# [SHORT PROBLEM]
Using the listing below, please gather every line containing the word "this".

# [MATERIAL PROVIDED]
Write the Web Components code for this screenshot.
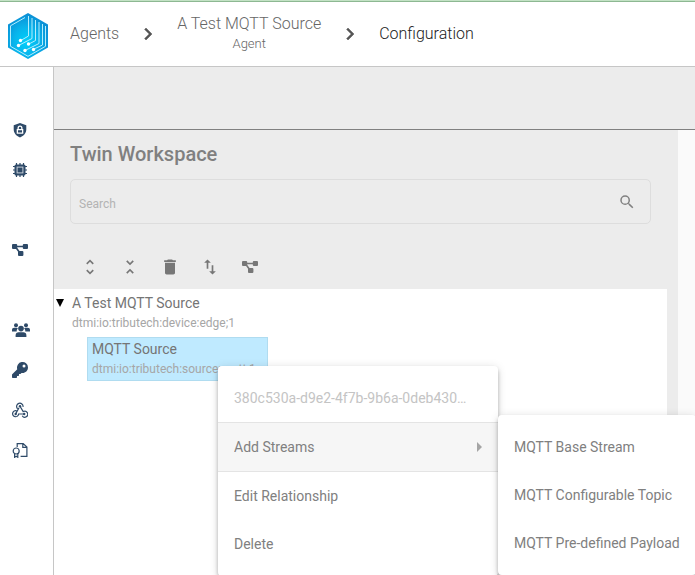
<!DOCTYPE html>
<html lang="en">
<head>
<meta charset="utf-8">
<meta name="viewport" content="width=device-width">
<title>Configuration</title>
<style>
body { margin: 0; font: 14px/20px Roboto, sans-serif; color: #808080; background: #fff; overflow: hidden; }
</style>
</head>
<body>
<app-shell>
  <bread-crumbs slot="header"></bread-crumbs>
  <nav-rail slot="nav"></nav-rail>
  <twin-workspace></twin-workspace>
</app-shell>
<script>
const icons = {
  chevron: ['0 0 24 24', '<path d="M10 6L8.6 7.4 13.2 12l-4.6 4.6L10 18l6-6z" stroke="currentColor" stroke-width=".5"/>'],
  search: ['0 0 24 24', '<path d="M15.5 14h-.79l-.28-.27A6.47 6.47 0 0 0 16 9.5 6.5 6.5 0 1 0 9.5 16c1.61 0 3.09-.59 4.23-1.57l.27.28v.79l5 4.99L20.49 19l-4.99-5zm-6 0a4.5 4.5 0 1 1 0-9 4.5 4.5 0 0 1 0 9z"/>'],
  expand: ['0 0 24 24', '<path d="M12 5.83L15.17 9l1.41-1.41L12 3 7.41 7.59 8.83 9 12 5.83zm0 12.34L8.83 15l-1.41 1.41L12 21l4.59-4.59L15.17 15 12 18.17z"/>'],
  collapse: ['0 0 24 24', '<path d="M7.41 18.59L8.83 20 12 16.83 15.17 20l1.41-1.41L12 14l-4.59 4.59zm9.18-13.18L15.17 4 12 7.17 8.83 4 7.41 5.41 12 10l4.59-4.59z"/>'],
  trash: ['0 0 24 24', '<path d="M6 19c0 1.1.9 2 2 2h8c1.1 0 2-.9 2-2V7H6v12zM19 4h-3.5l-1-1h-5l-1 1H5v2h14V4z"/>'],
  swap: ['0 0 24 24', '<path d="M9 3L5 6.99h3V14h2V6.99h3L9 3zm7 14.01V10h-2v7.01h-3L15 21l4-3.99h-3z"/>'],
  tree: ['0 0 16 16', '<rect x="0" y="2" width="5.200" height="5" rx="1"/><rect x="10.800" y="2" width="5.200" height="5" rx="1"/><rect x="6" y="9" width="5.400" height="5" rx="1"/><path d="M4 4.500h8M3.600 5l4 5.500" fill="none" stroke="currentColor" stroke-width="1.600"/>'],
  shield: ['0 0 16 16', '<path fill-rule="evenodd" d="M8 1l6.3 2.3v4c0 3.8-2.5 6.6-6.3 8.1-3.8-1.500-6.300-4.300-6.300-8.100v-4zM8 3.500a2.500 2.500 0 0 0-2.500 2.500v1H4.700v4.800h6.600V7h-.8V6A2.500 2.500 0 0 0 8 3.500zM8 4.800A1.200 1.200 0 0 1 9.200 6v1H6.800V6A1.200 1.200 0 0 1 8 4.800zM6 8.200h4v2.400H6z"/>'],
  chip: ['0 0 16 16', '<path d="M4.500 1v14M8 1v14M11.500 1v14M1 4.500h14M1 8h14M1 11.500h14" stroke="currentColor" stroke-width="1.200"/><rect x="2.500" y="2.500" width="11" height="11" rx="1.500"/><rect x="4.600" y="4.600" width="6.800" height="6.800" fill="#c5ced8"/><rect x="5.600" y="5.600" width="4.800" height="4.800"/>'],
  users: ['0 0 18 16', '<circle cx="4" cy="3.200" r="2"/><circle cx="14" cy="3.200" r="2"/><path d="M0 9.500V8c0-1.400.9-2.200 2.200-2.200h2.500c.5 0 .9.200 1.200.5C5 7.200 4.600 8.200 4.700 9.500zM18 9.500V8c0-1.400-.9-2.200-2.200-2.200h-2.500c-.5 0-.9.200-1.200.5.9.9 1.300 1.900 1.200 3.200z"/><circle cx="9" cy="6.600" r="2.800"/><path d="M3.600 15v-1.600c0-2 1.300-3.100 3-3.100h4.800c1.700 0 3 1.100 3 3.100V15z"/>'],
  key: ['0 0 512 512', '<path d="M512 176c0 97.200-78.800 176-176 176-11.200 0-22.200-1.100-32.800-3.100l-24 27a24 24 0 0 1-18 8.100H224v40a24 24 0 0 1-24 24h-40v40a24 24 0 0 1-24 24H24a24 24 0 0 1-24-24v-78a24 24 0 0 1 7-17l161.800-161.800A176 176 0 1 1 512 176zM336 128a48 48 0 1 0 96 0 48 48 0 0 0-96 0z"/>'],
  hook: ['0 0 16 16', '<g fill="none" stroke="currentColor" stroke-width="1.200"><path d="M5.600 6.700A3.200 3.200 0 1 1 11 4.900M8 4.300l3.200 5.300A3 3 0 1 1 10.200 13.800M7 5.800L3.800 11.600M4.600 8.900A3 3 0 1 0 6.600 12H12"/></g><circle cx="8" cy="4.300" r="1.200"/><circle cx="3.700" cy="12" r="1.200"/><circle cx="12.200" cy="12" r="1.200"/>'],
  cert: ['0 0 16 16', '<g fill="none" stroke="currentColor" stroke-width="1.200"><path d="M5.200 5V1.600h6L14.900 5v9.400H8.600M10.800 1.600v3.800h4"/><circle cx="4.200" cy="9" r="3"/><path d="M2.600 11.500v3.800l1.600-1 1.600 1v-3.800"/></g>'],
  caret: ['0 0 8 8', '<path d="M0 0h8L4 8z"/>'],
  next: ['0 0 5 10', '<path d="M0 0l5 5-5 5z"/>']
};
const define = (name, html, setup) => customElements.define(name, class extends HTMLElement {
  connectedCallback() {
    if (this.shadowRoot) return;
    const t = document.createElement('template');
    t.innerHTML = html;
    this.attachShadow({ mode: 'open' }).append(t.content.cloneNode(true));
    if (setup) setup(this);
  }
});

define('ui-icon', `<style>
:host { display: inline-flex; flex: none; width: var(--icon, 20px); height: var(--icon, 20px); }
svg { width: 100%; height: 100%; fill: currentColor; }
</style>`, el => {
  const [box, body] = icons[el.getAttribute('name')];
  el.shadowRoot.innerHTML += `<svg viewBox="${box}" aria-hidden="true">${body}</svg>`;
});

define('brand-logo', `<style>:host { display: block; width: 40px; height: 46px; margin-top: 3px; } svg { display: block; }</style>
<svg width="40" height="46" viewBox="0 0 40 46" role="img" aria-label="Home">
<defs><radialGradient id="g" cx=".45" cy=".62" r=".6"><stop offset="0" stop-color="#00d0fb"/><stop offset=".5" stop-color="#08b5ec"/><stop offset="1" stop-color="#0b8fd5"/></radialGradient></defs>
<path d="M20 0l20 11.500v23L20 46 0 34.500v-23z" fill="url(#g)"/>
<g fill="none" stroke="#b5eefd" stroke-width="1">
<path d="M17 4.500L2.500 12.800v20.500L20 43.300l17.500-10V13"/>
<path d="M20.500 3v20L12 28M24 5v20.500l-13.500 7M27.500 7v20.500L20 31.500M31 9v21.500l-14 7M34.500 11v21L25 36.500"/>
</g>
<g fill="#fff"><circle cx="12.500" cy="27.500" r="1.700"/><circle cx="10.500" cy="32.500" r="1.700"/><circle cx="20.500" cy="31" r="1.700"/><circle cx="17" cy="37.500" r="1.700"/><circle cx="25.500" cy="36.500" r="1.700"/></g>
</svg>`);

define('app-shell', `<style>
:host { display: grid; grid-template: auto 1fr / auto 1fr; height: 100vh; }
header { grid-column: 1 / -1; border-top: 1px solid #c3e2c5; border-bottom: 1px solid #c6c6c6; }
nav { border-right: 1px solid #c6c6c6; }
main { display: flex; flex-direction: column; min-width: 0; background: #fafafa; }
.bar { height: 62px; flex: none; background: #ececec; border-bottom: 1px solid #808080; }
</style>
<header><slot name="header"></slot></header>
<nav><slot name="nav"></slot></nav>
<main><div class="bar"></div><slot></slot></main>`);

define('bread-crumbs', `<style>
:host { display: flex; align-items: center; height: 65px; border-top: 1px solid #8db892; padding-left: 8px; box-sizing: border-box; --icon: 24px; font-size: 16px; font-weight: 300; }
a { color: #666; text-decoration: none; text-align: center; }
.first { margin-left: 22px; }
ui-icon { color: #555; margin: 0 17px; }
small { display: block; font-size: 13px; line-height: 20px; }
.now { color: #222; }
</style>
<brand-logo></brand-logo>
<a class="first" href="#agents">Agents</a>
<ui-icon name="chevron"></ui-icon>
<a href="#agent">A Test MQTT Source<small>Agent</small></a>
<ui-icon name="chevron"></ui-icon>
<a class="now" href="#configuration" aria-current="page">Configuration</a>`);

define('nav-rail', `<style>
:host { display: flex; flex-direction: column; width: 53px; padding-top: 43px; color: #2e4a68; --icon: 16px; }
a { display: flex; align-items: center; height: 40px; padding-left: 12px; color: inherit; }
.gap { margin-top: 40px; }
.wide { --icon: 18px; }
</style>
<a href="#s" aria-label="Security"><ui-icon name="shield"></ui-icon></a>
<a href="#d" aria-label="Devices"><ui-icon name="chip"></ui-icon></a>
<a class="gap" href="#t" aria-label="Twins"><ui-icon name="tree"></ui-icon></a>
<a class="gap wide" href="#u" aria-label="Users"><ui-icon name="users"></ui-icon></a>
<a href="#k" aria-label="Keys"><ui-icon name="key"></ui-icon></a>
<a href="#w" aria-label="Webhooks"><ui-icon name="hook"></ui-icon></a>
<a href="#c" aria-label="Certificates"><ui-icon name="cert"></ui-icon></a>`);

define('search-field', `<style>
:host { display: flex; align-items: center; height: 45px; box-sizing: border-box; border: 1px solid #ddd; border-radius: 5px; padding: 0 14px 0 8px; --icon: 18px; }
input { flex: 1; min-width: 0; font: 12px/20px Roboto, sans-serif; color: #666; border: 0; padding: 4px 0 0; background: none; outline: 0; }
input::placeholder { color: #b3b3b3; opacity: 1; }
button { display: flex; border: 0; padding: 0; background: none; color: #808080; }
</style>
<input type="text" placeholder="Search" aria-label="Search"><button aria-label="Search"><ui-icon name="search"></ui-icon></button>`);

define('tree-item', `<style>
:host { display: block; box-sizing: border-box; }
:host([selected]) { width: fit-content; background: #bfeaff; border: 1px solid #b0dcf0; padding: 1px 11px 1px 4px; }
b, small { display: block; white-space: nowrap; line-height: 20px; }
b { font-size: 14px; font-weight: 400; color: #757575; }
small { font-size: 12px; color: #a6a6a6; }
</style><b><slot></slot></b><small><slot name="id"></slot></small>`);

define('menu-item', `<style>
:host { display: block; }
:host([divided]) { border-bottom: 1px solid #e4e4e4; }
button { display: flex; align-items: center; width: 100%; height: 48px; padding: 0 16px; border: 0; background: none; font: 14px/20px Roboto, sans-serif; color: #808080; text-align: left; }
span { flex: 1; min-width: 0; overflow: hidden; text-overflow: ellipsis; white-space: nowrap; }
:host([active]) button { background: #f6f6f6; }
:host([muted]) button { color: #c4c4c4; padding-right: 28px; }
ui-icon { display: none; width: 5px; height: 10px; color: #a5a5a5; }
:host([active]) ui-icon { display: inline-flex; }
</style><button role="menuitem"><span><slot></slot></span><ui-icon name="next"></ui-icon></button>`);

define('pop-menu', `<style>
:host { display: block; box-sizing: border-box; padding: 8px 0; background: #fff; border-radius: 4px; box-shadow: 0 2px 4px -1px #0003, 0 4px 5px #00000024, 0 1px 10px #0000001f; }
</style><slot></slot>`, el => el.setAttribute('role', 'menu'));

define('twin-workspace', `<style>
:host { flex: 1; min-height: 0; display: grid; grid-template-columns: 624px 1fr; }
section { display: flex; flex-direction: column; background: #ececec; min-width: 0; }
h1 { margin: 0; padding: 12px 16px 13px; font-size: 20px; line-height: 24px; font-weight: 500; }
search-field { margin: 0 27px 0 16px; }
.tools { display: flex; padding: 23px 16px 2px; }
.tools button { display: flex; align-items: center; justify-content: center; width: 40px; height: 40px; padding: 0; border: 0; background: none; color: #777; }
.small { --icon: 16px; }
.tree { flex: 1; background: #fff; margin-right: 11px; padding: 4px 0 0 2px; position: relative; }
.root { display: flex; gap: 8px; }
.root button { display: flex; height: 20px; align-items: center; border: 0; padding: 0; background: none; color: #000; --icon: 8px; }
.child { margin: 4px 0 0 31px; }
.context, .streams { position: absolute; }
.context { left: 164px; top: 77px; width: 280px; }
.streams { left: 280px; top: 49px; }
@media (max-width: 640px) { :host { grid-template-columns: 1fr; } }
</style>
<section>
<h1>Twin Workspace</h1>
<search-field></search-field>
<div class="tools" role="toolbar" aria-label="Tree tools">
<button aria-label="Expand all"><ui-icon name="expand"></ui-icon></button>
<button aria-label="Collapse all"><ui-icon name="collapse"></ui-icon></button>
<button aria-label="Delete"><ui-icon name="trash"></ui-icon></button>
<button aria-label="Reorder"><ui-icon name="swap"></ui-icon></button>
<button class="small" aria-label="Show graph"><ui-icon name="tree"></ui-icon></button>
</div>
<div class="tree">
<div class="root"><button aria-label="Collapse" aria-expanded="true"><ui-icon name="caret"></ui-icon></button>
<tree-item>A Test MQTT Source<span slot="id">dtmi:io:tributech:device:edge;1</span></tree-item></div>
<tree-item class="child" selected>MQTT Source<span slot="id">dtmi:io:tributech:source:mqtt;1</span></tree-item>
<pop-menu class="context">
<menu-item divided muted>380c530a-d9e2-4f7b-9b6a-0deb4307e5c1</menu-item>
<menu-item divided active>Add Streams</menu-item>
<menu-item>Edit Relationship</menu-item>
<menu-item>Delete</menu-item>
<pop-menu class="streams">
<menu-item>MQTT Base Stream</menu-item>
<menu-item>MQTT Configurable Topic</menu-item>
<menu-item>MQTT Pre-defined Payload</menu-item>
</pop-menu>
</pop-menu>
</div>
</section>`);
</script>
</body>
</html>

# [FINAL RESULT]
Write the Web Components code for this screenshot.
    if (this.shadowRoot) return;
    this.attachShadow({ mode: 'open' }).append(t.content.cloneNode(true));
    if (setup) setup(this);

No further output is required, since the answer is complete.